Stated exercise:
Line by line, repeat the data below exactly, beginning at the first line and ending at the line with "ChevronDown, ChevronRight, Star". Omit pictures.

Information provided:
********
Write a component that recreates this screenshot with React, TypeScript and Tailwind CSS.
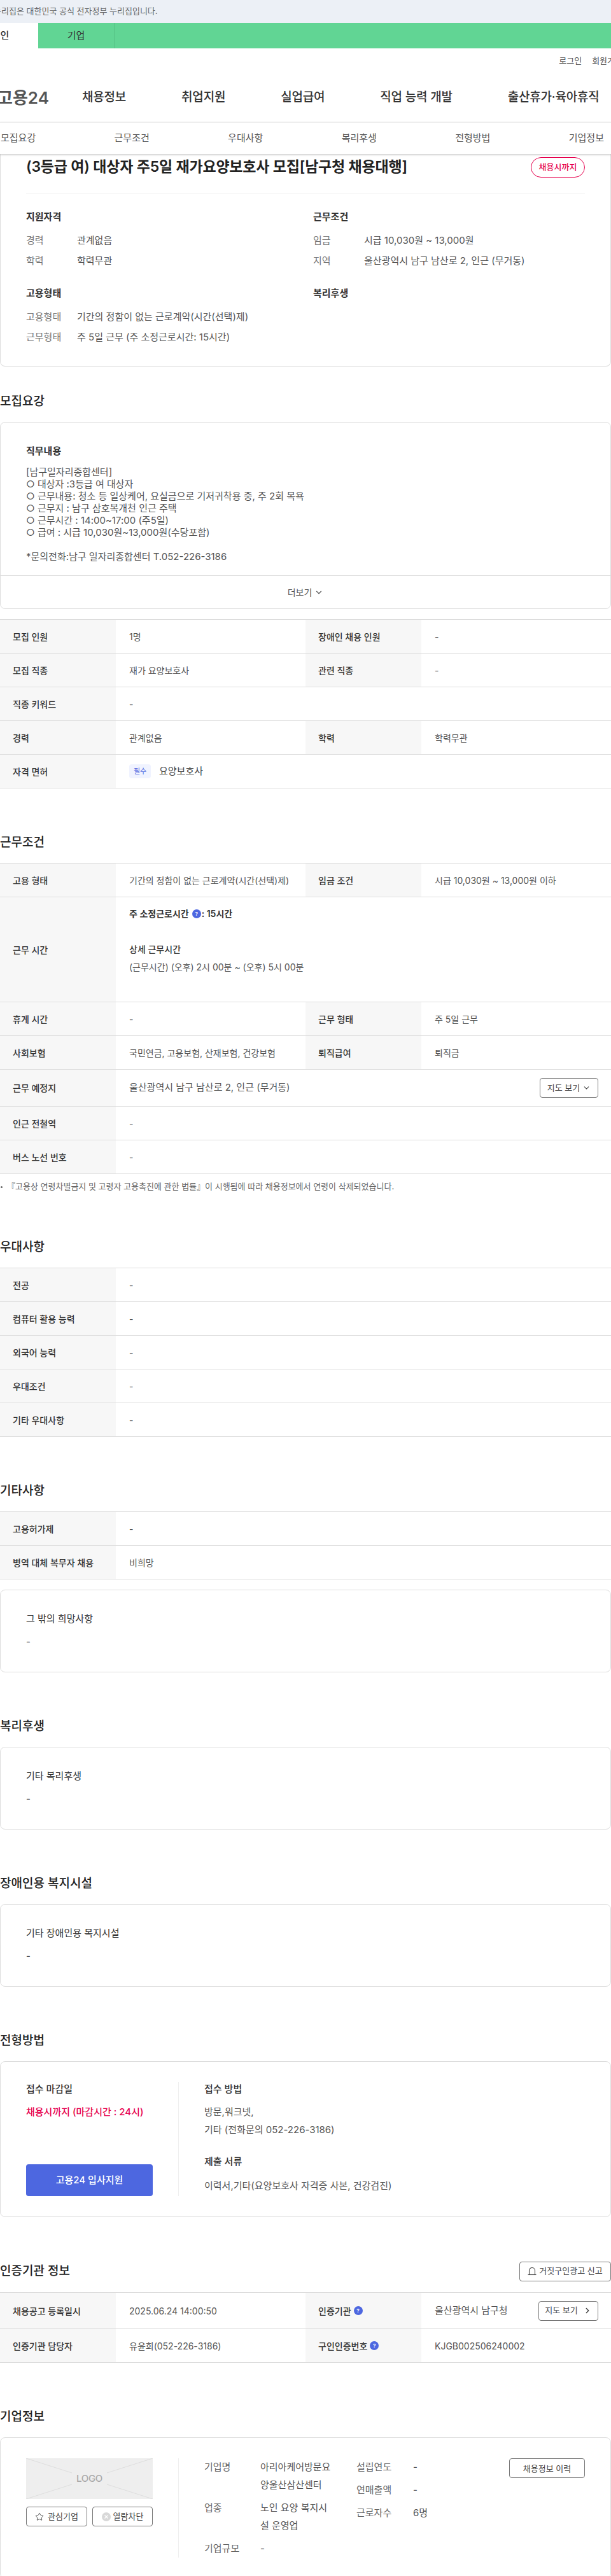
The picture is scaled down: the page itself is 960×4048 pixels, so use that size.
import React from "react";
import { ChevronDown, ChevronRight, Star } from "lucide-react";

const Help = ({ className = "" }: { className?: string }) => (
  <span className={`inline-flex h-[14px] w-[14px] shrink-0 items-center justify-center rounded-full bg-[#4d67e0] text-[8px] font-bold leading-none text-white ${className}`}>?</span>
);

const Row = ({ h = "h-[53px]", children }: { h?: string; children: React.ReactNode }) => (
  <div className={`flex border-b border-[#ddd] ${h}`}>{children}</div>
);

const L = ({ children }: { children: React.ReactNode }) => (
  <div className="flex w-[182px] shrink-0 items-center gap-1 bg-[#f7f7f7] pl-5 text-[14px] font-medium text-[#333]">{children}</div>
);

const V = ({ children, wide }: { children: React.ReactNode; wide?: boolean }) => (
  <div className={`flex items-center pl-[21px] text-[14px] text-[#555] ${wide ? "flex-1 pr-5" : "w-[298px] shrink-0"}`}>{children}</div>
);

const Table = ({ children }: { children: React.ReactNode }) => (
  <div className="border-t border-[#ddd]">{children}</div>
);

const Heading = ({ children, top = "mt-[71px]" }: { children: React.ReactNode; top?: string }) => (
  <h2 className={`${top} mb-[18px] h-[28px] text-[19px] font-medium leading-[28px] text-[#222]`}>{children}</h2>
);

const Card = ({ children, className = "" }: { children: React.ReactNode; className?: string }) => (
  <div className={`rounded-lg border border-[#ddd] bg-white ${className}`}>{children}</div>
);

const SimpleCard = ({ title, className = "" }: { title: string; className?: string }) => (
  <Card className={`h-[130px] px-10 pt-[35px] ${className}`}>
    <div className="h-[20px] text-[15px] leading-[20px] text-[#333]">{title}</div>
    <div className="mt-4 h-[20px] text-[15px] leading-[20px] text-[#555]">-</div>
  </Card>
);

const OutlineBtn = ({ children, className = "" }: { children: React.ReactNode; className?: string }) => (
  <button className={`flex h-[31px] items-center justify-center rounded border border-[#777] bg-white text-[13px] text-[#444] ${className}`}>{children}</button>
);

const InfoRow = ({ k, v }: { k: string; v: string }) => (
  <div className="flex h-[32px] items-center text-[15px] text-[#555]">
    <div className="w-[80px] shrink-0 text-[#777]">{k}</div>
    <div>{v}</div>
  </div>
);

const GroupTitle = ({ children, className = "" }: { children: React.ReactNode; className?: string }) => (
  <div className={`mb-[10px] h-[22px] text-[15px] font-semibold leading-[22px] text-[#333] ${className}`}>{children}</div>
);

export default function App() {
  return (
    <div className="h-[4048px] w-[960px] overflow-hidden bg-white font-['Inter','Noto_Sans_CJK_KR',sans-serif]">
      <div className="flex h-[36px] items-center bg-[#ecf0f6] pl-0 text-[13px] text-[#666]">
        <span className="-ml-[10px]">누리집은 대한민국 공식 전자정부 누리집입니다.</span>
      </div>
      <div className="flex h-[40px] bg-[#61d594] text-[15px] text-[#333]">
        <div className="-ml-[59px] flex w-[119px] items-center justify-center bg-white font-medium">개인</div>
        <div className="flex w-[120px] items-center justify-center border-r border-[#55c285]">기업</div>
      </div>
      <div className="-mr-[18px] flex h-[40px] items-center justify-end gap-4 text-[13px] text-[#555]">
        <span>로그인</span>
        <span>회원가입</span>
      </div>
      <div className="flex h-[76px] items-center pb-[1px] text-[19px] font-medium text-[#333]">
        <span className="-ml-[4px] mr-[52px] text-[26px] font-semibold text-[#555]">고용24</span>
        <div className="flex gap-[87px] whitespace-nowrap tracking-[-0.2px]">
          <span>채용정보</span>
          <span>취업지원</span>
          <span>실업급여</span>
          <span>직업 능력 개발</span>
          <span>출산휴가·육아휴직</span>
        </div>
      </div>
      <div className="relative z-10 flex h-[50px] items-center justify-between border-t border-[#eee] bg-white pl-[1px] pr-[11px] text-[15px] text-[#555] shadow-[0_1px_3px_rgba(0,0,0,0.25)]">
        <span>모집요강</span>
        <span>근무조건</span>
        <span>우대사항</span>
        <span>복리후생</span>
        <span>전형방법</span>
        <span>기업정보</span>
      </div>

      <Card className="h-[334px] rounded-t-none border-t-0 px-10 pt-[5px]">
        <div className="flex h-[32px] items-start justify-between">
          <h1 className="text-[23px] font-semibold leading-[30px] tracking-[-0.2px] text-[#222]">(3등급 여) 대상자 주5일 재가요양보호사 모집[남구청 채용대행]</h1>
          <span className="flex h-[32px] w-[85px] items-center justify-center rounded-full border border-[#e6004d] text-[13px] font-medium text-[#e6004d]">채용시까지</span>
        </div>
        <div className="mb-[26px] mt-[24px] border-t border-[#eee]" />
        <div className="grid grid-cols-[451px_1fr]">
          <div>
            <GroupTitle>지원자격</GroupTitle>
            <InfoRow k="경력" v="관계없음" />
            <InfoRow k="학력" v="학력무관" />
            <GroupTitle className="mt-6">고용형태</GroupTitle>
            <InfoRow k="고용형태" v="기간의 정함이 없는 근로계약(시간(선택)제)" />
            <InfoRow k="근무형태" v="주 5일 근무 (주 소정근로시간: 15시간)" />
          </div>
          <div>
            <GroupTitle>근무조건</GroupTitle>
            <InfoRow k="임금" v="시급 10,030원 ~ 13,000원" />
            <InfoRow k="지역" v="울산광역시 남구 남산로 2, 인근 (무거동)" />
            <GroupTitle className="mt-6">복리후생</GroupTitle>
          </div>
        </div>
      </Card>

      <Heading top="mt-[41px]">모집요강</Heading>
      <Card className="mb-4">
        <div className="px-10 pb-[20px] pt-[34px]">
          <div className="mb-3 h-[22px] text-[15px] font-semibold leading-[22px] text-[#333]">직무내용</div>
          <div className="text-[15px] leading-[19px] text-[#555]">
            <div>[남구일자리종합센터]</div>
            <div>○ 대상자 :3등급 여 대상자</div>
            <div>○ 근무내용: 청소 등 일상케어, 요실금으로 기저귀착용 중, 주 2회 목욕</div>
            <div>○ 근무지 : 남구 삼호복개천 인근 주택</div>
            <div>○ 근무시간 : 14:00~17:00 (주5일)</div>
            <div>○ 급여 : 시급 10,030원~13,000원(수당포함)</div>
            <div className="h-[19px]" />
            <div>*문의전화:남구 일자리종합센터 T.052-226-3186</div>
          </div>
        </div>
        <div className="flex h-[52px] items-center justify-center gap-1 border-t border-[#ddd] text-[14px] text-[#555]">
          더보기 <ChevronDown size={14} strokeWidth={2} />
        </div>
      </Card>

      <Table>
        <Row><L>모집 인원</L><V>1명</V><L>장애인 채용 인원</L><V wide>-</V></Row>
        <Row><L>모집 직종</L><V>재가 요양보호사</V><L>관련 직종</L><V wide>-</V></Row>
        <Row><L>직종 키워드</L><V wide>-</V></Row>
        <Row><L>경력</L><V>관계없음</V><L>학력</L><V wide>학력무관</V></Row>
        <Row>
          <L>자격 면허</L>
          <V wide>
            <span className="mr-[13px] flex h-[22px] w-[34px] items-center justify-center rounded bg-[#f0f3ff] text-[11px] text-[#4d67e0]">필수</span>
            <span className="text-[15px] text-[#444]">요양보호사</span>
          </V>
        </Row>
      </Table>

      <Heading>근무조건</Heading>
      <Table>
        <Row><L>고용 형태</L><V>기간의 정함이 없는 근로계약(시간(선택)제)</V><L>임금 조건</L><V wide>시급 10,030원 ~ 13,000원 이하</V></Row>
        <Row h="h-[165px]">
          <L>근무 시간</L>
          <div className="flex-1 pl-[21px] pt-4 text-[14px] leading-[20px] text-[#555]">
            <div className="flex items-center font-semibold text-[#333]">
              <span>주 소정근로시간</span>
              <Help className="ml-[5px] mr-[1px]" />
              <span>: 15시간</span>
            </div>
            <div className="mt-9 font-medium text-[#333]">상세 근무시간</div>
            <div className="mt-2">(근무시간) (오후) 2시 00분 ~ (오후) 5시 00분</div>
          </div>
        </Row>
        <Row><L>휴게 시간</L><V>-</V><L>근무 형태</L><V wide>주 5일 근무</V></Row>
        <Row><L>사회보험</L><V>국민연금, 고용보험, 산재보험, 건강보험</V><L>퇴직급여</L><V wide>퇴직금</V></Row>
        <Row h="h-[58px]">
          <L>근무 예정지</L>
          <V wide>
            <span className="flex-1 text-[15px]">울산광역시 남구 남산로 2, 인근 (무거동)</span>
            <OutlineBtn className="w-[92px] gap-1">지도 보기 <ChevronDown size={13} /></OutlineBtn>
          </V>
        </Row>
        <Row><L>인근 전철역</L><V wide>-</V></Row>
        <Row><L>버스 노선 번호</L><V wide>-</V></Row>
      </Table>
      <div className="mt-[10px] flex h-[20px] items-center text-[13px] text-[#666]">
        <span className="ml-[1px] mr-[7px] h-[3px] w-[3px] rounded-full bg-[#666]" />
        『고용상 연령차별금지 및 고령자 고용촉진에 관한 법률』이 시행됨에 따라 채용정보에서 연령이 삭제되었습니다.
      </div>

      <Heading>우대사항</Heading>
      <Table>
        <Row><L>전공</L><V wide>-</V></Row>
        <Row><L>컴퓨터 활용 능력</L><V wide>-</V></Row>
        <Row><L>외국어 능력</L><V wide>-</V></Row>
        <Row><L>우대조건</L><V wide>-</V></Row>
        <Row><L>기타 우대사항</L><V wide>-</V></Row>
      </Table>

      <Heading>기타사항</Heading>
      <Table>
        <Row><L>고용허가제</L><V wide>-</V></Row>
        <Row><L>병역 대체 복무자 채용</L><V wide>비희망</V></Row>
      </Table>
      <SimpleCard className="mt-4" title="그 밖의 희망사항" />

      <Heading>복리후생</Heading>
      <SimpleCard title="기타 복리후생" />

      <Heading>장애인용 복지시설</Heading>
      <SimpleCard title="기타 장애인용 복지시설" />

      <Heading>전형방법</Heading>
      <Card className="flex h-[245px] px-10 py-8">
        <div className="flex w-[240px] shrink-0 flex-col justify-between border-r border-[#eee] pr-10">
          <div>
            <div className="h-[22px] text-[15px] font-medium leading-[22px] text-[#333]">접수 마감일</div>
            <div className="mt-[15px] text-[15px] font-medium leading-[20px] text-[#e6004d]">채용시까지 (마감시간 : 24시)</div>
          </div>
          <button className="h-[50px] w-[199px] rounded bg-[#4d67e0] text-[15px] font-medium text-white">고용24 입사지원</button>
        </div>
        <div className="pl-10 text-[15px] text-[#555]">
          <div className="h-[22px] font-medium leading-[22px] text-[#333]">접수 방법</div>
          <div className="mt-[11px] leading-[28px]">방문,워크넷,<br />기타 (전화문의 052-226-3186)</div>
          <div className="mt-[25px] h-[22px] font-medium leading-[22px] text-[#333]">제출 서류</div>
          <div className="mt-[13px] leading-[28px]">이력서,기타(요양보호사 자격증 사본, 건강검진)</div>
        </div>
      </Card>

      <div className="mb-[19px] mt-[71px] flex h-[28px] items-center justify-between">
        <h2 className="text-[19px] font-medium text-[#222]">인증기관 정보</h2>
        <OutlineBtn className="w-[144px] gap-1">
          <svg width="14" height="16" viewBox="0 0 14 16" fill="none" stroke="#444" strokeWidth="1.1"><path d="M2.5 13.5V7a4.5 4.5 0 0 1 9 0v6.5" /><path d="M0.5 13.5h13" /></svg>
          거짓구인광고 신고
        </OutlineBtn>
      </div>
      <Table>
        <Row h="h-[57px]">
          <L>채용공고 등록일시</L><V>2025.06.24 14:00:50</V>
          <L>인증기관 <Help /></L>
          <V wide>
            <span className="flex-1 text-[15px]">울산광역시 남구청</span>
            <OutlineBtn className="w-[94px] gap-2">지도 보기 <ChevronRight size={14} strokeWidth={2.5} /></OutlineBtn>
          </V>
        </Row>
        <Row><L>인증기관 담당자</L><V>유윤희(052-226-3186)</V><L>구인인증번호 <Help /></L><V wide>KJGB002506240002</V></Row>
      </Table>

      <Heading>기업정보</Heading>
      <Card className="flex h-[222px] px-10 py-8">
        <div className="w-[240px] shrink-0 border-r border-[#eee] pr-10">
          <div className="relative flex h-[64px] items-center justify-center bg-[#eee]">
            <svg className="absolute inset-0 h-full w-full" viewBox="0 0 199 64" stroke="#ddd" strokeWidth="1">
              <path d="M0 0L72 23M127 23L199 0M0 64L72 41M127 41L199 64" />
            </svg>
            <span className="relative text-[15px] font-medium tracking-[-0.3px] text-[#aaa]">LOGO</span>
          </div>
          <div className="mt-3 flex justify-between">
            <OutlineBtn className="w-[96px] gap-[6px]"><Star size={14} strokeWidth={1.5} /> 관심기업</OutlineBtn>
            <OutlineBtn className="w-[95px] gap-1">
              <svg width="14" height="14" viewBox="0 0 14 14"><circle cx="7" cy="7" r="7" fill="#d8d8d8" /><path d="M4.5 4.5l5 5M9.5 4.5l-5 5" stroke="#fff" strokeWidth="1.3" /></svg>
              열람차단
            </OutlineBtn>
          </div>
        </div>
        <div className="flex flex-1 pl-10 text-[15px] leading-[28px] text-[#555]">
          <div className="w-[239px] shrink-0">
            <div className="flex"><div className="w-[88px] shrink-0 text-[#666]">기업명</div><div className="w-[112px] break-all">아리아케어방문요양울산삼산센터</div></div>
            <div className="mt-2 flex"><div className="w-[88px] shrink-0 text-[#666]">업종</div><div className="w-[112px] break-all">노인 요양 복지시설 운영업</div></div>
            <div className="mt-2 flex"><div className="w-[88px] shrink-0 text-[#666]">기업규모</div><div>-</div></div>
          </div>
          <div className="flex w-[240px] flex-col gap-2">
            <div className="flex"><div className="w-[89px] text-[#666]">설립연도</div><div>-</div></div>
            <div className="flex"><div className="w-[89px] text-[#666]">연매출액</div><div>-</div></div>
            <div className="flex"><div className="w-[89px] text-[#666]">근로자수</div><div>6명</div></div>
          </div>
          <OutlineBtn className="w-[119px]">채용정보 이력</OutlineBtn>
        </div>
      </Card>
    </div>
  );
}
********
Solution below:
Write a component that recreates this screenshot with React, TypeScript and Tailwind CSS.
The picture is scaled down: the page itself is 960×4048 pixels, so use that size.
import React from "react";
import { ChevronDown, ChevronRight, Star } from "lucide-react";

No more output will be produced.